▸ MATERIAL SUPPLIED
════
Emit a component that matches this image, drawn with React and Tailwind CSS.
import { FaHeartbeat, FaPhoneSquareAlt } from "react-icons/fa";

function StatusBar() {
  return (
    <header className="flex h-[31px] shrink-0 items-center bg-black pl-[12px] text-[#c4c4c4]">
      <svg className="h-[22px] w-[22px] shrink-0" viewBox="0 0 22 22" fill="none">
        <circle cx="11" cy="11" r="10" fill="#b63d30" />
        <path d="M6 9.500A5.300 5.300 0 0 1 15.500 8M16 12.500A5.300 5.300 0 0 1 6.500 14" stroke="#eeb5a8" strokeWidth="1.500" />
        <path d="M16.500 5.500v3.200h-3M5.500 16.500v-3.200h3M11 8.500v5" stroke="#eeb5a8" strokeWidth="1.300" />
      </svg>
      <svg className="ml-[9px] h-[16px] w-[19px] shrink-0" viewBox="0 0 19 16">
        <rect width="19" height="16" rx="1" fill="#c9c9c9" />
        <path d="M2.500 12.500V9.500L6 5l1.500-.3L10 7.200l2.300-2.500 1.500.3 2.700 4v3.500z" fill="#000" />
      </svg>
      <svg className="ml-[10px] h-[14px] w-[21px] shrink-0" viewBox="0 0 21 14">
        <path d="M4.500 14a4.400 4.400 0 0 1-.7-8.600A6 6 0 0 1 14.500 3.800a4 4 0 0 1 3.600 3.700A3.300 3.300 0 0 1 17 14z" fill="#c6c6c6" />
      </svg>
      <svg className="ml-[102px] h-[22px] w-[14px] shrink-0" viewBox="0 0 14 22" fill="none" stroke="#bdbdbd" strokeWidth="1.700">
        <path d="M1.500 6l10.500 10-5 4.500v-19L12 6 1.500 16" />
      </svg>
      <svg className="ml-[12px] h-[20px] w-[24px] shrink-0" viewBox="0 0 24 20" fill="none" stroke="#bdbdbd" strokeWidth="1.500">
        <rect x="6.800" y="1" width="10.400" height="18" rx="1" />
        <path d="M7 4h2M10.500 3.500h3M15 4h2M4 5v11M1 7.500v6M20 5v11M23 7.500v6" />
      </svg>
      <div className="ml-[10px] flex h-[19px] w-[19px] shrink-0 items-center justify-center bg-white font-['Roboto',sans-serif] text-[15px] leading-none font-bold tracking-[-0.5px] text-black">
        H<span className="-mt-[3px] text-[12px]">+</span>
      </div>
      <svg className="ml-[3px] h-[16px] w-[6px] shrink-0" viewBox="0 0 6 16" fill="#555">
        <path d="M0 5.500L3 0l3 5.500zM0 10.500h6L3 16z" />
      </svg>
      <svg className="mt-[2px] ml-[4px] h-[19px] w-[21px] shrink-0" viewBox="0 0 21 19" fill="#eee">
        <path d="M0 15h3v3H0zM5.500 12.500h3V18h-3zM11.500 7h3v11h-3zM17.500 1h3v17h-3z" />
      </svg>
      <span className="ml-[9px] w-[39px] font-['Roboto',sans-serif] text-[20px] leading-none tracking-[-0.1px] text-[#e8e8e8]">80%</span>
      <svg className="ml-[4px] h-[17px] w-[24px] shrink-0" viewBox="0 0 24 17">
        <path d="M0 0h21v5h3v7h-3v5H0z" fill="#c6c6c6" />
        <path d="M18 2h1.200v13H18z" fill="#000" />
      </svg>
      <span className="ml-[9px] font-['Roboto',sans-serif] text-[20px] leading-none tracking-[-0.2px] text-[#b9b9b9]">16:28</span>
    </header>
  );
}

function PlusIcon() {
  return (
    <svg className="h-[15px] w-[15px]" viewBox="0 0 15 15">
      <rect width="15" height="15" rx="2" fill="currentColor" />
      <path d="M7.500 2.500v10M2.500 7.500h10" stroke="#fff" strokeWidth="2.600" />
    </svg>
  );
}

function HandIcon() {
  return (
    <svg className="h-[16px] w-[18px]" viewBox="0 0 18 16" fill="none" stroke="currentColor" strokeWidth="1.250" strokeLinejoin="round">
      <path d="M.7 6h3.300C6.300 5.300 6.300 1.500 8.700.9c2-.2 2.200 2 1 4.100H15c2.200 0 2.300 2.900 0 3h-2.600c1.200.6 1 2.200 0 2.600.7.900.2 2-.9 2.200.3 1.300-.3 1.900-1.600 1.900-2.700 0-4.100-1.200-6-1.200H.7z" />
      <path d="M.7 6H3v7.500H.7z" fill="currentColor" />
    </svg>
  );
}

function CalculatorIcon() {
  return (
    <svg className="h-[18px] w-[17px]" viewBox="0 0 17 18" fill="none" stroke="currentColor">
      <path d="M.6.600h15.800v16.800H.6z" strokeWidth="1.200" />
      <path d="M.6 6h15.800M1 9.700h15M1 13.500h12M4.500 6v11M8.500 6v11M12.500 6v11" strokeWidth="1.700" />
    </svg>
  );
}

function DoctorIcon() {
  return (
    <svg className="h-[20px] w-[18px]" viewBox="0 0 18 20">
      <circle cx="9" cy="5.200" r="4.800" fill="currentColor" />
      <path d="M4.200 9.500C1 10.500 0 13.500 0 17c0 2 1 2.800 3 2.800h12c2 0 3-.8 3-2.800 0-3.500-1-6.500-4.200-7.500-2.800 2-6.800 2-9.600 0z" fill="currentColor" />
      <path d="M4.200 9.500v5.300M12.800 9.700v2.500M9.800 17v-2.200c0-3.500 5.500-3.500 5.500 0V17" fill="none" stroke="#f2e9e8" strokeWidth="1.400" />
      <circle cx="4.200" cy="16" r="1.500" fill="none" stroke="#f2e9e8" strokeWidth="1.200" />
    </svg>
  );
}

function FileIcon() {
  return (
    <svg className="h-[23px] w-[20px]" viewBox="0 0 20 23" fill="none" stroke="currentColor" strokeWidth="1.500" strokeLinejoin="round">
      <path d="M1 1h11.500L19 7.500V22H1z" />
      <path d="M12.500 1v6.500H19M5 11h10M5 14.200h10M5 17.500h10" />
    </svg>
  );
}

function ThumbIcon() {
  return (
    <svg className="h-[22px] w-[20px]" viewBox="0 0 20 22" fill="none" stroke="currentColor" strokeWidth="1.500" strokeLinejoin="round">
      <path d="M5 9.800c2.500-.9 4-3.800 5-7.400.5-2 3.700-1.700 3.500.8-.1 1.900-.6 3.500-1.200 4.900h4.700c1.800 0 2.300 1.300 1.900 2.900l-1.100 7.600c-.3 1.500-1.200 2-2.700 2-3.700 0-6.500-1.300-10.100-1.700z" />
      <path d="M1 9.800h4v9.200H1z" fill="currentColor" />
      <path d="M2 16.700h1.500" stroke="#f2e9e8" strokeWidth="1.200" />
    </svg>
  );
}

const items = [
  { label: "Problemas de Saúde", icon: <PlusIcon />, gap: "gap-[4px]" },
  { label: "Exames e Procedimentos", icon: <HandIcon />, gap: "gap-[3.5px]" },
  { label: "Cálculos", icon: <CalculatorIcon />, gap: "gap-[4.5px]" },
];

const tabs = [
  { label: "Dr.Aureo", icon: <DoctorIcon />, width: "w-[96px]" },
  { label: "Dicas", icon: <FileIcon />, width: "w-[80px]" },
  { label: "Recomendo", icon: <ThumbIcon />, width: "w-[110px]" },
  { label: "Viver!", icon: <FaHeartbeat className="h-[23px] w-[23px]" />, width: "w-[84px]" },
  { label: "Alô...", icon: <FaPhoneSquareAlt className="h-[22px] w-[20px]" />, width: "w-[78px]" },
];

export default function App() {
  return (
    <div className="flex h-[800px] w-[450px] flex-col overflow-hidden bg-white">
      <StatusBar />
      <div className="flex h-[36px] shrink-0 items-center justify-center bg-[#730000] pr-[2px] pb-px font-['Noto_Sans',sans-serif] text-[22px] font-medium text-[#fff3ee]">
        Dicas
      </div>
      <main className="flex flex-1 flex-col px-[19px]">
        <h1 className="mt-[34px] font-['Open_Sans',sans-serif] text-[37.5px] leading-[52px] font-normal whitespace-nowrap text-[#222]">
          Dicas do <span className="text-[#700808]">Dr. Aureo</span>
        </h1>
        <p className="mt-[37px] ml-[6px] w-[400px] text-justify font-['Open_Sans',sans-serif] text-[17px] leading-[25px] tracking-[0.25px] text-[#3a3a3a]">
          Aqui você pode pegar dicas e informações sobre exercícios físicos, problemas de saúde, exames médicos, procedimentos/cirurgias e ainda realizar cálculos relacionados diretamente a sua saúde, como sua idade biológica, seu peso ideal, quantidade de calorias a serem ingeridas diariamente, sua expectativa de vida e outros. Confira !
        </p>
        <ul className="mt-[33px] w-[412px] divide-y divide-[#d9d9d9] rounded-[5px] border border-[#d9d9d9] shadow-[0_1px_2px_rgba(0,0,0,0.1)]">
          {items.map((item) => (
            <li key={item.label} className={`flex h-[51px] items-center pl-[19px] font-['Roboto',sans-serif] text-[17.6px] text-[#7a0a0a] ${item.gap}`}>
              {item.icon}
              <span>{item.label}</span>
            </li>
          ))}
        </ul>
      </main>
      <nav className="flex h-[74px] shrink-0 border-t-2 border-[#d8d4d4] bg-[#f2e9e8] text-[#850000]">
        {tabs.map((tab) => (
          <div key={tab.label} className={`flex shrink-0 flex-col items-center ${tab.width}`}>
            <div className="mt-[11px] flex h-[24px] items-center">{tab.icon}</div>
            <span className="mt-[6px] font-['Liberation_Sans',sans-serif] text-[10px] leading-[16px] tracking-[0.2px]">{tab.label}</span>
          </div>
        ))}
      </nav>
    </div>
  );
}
════
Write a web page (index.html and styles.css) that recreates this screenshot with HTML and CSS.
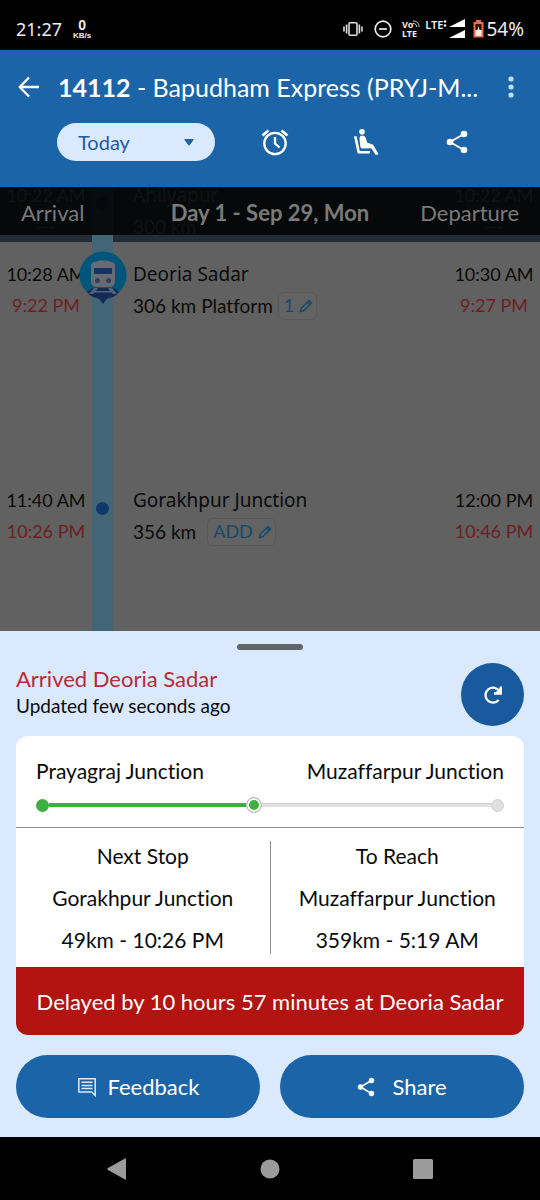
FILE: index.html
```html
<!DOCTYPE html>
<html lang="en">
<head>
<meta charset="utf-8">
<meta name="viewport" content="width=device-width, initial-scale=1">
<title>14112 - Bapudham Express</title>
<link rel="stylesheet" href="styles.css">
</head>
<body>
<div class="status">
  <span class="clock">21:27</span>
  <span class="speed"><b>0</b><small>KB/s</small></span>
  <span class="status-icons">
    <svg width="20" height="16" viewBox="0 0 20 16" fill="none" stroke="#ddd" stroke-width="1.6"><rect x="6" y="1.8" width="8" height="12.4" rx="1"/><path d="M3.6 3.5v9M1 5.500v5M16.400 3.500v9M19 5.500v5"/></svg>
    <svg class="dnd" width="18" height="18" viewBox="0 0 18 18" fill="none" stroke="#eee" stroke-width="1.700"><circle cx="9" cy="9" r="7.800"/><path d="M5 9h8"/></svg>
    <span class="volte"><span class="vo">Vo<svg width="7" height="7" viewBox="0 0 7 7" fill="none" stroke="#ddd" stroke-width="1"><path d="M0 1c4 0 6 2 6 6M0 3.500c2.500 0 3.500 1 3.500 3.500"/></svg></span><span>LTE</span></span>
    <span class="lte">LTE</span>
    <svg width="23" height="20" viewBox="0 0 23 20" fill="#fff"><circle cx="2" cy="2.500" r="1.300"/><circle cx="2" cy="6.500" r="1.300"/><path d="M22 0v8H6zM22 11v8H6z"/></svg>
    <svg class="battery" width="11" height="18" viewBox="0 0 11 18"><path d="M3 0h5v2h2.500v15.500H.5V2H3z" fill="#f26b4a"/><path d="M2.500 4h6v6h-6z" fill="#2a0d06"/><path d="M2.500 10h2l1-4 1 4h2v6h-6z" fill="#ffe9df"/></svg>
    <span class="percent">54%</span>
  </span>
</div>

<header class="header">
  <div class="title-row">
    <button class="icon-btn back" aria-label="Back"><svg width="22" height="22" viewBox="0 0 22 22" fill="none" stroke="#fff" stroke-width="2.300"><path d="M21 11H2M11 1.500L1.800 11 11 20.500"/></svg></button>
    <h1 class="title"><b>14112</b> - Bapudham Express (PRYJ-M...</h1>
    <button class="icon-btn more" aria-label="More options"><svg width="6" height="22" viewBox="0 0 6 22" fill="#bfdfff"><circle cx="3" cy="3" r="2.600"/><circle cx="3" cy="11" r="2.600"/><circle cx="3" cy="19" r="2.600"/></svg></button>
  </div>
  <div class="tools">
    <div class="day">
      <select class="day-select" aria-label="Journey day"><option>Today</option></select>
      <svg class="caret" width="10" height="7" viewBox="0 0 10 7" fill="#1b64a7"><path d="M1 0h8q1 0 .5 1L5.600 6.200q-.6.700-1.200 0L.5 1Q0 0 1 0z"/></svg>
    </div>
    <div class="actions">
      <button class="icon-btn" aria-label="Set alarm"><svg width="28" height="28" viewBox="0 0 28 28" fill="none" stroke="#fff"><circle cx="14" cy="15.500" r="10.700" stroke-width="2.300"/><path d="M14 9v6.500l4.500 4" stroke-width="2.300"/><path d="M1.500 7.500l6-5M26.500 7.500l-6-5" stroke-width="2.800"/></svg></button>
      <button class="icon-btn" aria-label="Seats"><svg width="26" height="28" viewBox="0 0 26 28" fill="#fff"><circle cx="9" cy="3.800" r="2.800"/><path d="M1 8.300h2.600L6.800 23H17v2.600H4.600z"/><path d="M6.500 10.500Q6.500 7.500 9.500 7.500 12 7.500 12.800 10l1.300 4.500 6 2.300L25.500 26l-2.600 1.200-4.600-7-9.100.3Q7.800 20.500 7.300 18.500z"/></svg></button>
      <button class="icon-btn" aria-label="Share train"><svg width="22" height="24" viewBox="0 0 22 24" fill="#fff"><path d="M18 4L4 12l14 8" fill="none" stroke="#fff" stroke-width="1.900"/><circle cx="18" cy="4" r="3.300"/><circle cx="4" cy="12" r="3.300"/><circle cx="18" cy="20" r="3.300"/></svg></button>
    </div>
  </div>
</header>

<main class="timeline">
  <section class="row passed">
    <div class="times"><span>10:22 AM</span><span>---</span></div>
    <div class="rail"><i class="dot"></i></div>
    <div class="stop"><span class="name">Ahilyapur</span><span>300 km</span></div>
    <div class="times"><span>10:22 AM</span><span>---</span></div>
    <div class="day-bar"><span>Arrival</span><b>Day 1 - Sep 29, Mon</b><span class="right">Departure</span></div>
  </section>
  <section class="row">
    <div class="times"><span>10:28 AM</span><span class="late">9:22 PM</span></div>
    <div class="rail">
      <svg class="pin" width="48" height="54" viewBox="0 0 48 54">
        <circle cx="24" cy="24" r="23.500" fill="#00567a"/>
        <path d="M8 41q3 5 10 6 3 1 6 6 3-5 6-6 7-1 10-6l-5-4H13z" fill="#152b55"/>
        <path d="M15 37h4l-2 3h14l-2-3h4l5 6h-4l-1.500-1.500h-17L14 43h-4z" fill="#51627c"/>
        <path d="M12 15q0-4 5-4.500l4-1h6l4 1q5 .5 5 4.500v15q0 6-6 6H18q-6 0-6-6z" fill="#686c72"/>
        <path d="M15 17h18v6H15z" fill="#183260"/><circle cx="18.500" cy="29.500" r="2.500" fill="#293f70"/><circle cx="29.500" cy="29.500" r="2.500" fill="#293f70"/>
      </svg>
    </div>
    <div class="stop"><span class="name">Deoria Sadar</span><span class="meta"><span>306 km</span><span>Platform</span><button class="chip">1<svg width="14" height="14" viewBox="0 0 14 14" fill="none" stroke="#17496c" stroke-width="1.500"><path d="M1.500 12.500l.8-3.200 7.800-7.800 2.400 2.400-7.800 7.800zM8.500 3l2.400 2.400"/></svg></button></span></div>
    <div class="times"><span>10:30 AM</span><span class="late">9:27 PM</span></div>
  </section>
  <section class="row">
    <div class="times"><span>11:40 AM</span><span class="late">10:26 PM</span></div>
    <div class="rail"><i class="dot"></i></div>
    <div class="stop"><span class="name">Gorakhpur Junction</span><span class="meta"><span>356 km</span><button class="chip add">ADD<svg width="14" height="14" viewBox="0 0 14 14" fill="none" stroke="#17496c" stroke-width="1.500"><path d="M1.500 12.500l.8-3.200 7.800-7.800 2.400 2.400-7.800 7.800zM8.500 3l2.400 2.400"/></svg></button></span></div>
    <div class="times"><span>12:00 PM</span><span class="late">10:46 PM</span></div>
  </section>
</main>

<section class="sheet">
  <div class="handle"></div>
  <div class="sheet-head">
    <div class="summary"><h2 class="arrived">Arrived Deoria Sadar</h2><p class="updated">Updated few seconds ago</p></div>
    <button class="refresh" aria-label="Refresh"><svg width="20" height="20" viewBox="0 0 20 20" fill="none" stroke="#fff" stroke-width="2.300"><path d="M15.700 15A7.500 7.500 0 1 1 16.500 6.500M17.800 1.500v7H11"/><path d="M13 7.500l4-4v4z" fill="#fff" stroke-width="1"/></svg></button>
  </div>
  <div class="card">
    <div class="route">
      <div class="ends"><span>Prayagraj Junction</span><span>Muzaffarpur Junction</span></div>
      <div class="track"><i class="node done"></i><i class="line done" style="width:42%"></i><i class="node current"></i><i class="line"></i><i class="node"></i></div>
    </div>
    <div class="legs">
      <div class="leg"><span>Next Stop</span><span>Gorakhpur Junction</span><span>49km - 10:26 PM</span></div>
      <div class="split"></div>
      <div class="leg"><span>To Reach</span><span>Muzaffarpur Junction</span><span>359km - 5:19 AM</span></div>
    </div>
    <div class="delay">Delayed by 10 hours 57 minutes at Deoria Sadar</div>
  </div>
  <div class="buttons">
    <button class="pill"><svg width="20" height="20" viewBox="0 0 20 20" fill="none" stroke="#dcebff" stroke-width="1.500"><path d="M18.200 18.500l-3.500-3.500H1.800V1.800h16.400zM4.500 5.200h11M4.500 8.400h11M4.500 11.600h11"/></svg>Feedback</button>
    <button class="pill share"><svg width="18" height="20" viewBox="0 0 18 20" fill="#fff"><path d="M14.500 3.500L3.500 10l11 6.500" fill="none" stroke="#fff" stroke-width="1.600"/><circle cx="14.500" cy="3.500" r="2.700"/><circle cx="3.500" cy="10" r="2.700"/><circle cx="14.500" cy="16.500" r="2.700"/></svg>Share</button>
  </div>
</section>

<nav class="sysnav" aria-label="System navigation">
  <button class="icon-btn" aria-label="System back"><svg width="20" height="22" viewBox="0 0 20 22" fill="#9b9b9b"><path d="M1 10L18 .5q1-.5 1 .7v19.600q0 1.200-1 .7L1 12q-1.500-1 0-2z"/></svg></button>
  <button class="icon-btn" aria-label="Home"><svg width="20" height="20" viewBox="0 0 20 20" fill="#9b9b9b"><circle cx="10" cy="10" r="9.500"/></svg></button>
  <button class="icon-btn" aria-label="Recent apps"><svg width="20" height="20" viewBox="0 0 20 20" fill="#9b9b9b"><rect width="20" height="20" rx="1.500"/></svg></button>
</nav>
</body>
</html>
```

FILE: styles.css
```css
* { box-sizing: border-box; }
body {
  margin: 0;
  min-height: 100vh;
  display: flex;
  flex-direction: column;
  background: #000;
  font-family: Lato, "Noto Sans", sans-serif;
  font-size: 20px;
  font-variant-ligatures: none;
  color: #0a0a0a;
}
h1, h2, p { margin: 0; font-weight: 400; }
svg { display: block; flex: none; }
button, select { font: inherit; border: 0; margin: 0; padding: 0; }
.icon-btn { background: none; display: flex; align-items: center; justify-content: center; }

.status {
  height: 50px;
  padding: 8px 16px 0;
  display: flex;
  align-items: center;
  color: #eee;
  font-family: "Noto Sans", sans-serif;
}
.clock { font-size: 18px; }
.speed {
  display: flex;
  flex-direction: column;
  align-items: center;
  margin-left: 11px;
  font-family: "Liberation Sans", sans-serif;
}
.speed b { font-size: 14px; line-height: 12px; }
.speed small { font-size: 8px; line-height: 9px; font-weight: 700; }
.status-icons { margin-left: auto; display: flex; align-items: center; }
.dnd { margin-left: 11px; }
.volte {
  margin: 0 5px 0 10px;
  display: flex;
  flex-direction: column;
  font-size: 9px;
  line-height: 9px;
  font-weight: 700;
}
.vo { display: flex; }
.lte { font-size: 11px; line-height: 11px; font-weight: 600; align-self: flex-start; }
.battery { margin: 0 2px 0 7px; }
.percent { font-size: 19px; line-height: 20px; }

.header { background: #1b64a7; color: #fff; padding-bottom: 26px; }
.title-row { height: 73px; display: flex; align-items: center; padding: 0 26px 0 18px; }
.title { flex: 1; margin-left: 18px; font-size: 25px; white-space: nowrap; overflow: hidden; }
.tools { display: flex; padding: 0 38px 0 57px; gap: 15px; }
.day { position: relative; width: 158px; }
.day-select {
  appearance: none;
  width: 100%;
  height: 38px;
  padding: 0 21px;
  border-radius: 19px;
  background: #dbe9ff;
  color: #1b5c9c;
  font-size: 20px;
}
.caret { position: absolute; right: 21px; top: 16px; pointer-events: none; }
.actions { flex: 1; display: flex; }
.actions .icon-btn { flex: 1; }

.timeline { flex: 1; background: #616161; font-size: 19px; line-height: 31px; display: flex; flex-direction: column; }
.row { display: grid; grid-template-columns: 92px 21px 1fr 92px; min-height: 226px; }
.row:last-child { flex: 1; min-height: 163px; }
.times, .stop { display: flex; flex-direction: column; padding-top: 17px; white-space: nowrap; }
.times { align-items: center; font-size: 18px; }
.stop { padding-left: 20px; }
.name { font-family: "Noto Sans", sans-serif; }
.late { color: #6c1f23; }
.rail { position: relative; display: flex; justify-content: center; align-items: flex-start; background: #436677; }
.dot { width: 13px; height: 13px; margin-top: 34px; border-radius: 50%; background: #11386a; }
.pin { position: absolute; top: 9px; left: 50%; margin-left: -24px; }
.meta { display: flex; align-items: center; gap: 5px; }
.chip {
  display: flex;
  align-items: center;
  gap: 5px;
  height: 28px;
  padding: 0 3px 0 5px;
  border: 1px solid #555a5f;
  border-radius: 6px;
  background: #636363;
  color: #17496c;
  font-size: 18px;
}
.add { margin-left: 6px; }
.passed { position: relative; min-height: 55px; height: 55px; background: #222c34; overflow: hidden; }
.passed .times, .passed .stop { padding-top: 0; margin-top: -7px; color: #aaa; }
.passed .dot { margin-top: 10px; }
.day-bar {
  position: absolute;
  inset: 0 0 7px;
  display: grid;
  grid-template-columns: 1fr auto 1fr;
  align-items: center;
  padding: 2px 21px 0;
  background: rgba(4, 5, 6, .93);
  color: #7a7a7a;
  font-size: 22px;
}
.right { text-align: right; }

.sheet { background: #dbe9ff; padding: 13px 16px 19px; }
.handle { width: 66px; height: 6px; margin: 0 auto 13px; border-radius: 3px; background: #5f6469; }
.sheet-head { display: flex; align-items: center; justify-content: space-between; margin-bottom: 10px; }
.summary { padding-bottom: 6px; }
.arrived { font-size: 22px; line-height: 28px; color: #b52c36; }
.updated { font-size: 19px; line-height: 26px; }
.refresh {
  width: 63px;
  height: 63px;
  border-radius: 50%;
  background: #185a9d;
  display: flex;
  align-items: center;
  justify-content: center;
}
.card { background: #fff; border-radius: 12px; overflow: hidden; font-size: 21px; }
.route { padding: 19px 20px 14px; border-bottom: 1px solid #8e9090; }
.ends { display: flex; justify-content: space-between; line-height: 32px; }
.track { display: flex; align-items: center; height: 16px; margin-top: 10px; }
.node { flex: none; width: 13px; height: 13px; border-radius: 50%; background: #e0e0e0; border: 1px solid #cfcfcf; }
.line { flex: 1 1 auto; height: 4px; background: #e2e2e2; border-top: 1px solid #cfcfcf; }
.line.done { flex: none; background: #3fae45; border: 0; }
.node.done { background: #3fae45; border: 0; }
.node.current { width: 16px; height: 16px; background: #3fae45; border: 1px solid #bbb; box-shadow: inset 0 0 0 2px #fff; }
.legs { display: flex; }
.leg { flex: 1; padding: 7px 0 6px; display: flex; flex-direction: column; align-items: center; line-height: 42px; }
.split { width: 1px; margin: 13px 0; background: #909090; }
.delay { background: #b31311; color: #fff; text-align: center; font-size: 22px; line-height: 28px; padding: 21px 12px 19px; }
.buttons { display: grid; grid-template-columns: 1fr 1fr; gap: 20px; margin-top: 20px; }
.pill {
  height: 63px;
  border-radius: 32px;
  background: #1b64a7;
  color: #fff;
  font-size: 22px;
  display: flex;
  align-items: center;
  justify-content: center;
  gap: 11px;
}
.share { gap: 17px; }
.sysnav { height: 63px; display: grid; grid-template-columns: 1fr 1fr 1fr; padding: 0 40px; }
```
════
▸ GOAL
Return only the number of lines in the entries that contain the string "with".

▸ WRITTEN SOLUTION
2